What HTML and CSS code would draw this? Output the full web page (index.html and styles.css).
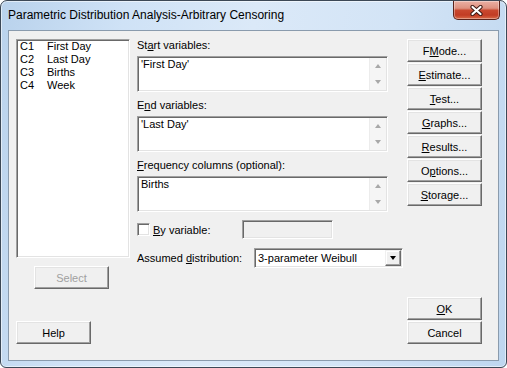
__________________________________________________
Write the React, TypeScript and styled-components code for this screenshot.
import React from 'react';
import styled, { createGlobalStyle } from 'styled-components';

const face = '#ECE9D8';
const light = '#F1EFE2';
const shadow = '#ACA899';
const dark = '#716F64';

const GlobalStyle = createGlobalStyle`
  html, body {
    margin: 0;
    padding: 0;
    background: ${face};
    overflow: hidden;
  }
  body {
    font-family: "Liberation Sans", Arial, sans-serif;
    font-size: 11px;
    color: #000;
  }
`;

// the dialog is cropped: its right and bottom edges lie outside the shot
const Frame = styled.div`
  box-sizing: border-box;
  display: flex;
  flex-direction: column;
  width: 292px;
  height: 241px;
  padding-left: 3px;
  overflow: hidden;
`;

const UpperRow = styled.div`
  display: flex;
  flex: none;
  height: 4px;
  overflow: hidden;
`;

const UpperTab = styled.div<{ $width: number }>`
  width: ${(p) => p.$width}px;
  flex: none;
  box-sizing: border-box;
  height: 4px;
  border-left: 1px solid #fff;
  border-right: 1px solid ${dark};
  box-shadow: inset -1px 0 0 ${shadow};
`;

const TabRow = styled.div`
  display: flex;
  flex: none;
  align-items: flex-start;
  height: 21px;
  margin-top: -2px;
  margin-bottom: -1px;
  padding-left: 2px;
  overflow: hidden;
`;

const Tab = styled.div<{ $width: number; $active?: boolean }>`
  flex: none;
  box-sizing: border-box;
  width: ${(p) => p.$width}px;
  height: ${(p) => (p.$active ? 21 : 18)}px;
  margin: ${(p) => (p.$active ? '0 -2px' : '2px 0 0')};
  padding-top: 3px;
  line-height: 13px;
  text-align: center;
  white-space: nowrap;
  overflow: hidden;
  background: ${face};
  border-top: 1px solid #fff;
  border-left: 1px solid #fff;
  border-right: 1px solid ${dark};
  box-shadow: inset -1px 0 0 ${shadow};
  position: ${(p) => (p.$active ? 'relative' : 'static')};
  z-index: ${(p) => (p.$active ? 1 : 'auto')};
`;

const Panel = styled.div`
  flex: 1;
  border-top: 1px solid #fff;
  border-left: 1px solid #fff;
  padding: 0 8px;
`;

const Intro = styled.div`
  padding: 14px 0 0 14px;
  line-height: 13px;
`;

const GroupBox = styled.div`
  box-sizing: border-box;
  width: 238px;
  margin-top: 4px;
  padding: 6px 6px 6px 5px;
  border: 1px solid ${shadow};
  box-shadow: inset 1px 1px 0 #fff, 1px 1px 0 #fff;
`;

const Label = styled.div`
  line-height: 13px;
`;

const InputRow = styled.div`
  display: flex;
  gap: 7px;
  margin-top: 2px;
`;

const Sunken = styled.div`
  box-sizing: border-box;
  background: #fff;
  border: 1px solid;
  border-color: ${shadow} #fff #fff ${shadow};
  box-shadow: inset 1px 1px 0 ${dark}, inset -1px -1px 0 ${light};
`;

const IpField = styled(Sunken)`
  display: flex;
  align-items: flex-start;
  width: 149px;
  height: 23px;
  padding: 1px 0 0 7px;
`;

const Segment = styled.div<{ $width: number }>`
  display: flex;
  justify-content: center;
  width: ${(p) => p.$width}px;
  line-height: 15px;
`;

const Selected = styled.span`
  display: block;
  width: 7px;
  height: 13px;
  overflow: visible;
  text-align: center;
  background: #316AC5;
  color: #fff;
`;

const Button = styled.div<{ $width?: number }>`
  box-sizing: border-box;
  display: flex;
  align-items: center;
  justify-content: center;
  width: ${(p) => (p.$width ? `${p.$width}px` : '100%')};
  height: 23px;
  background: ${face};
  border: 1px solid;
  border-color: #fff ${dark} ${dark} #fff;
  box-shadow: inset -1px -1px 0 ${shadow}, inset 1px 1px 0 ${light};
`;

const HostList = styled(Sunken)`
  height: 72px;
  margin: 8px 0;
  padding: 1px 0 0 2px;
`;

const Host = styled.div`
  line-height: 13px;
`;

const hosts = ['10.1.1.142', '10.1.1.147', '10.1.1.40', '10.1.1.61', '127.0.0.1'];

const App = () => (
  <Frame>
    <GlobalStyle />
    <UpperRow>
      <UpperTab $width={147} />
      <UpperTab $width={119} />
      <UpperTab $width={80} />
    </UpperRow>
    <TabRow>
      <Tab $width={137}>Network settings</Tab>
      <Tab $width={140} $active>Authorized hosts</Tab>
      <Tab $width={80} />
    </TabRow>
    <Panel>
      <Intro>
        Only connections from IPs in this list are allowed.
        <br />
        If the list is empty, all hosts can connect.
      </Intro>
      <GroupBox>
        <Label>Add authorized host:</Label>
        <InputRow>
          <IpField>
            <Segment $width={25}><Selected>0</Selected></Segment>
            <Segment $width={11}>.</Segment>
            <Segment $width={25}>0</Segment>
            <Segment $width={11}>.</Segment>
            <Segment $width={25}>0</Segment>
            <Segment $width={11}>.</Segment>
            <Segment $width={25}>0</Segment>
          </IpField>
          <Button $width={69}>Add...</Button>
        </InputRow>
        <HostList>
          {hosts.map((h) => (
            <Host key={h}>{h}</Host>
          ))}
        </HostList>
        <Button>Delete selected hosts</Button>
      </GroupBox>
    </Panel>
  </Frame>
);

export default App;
__________________________________________________
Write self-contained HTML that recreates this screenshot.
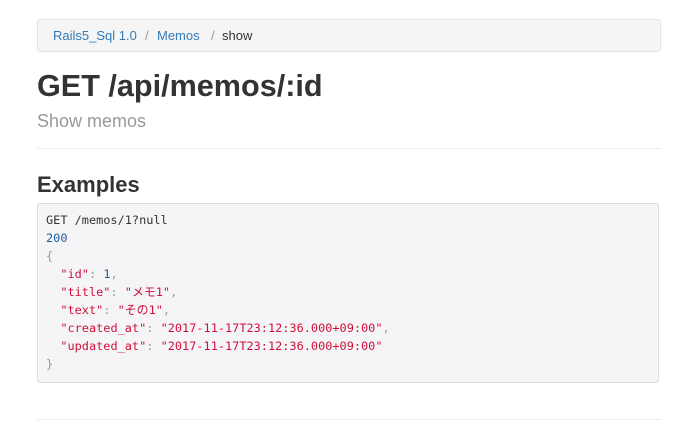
__________________________________________________
◆ EXERCISE ◆
Read through the lines above and collect those that contain the string "screenshot".

◆ THE COMPLETED TASK ◆
Write the React, TypeScript and styled-components code for this screenshot.
Write self-contained HTML that recreates this screenshot.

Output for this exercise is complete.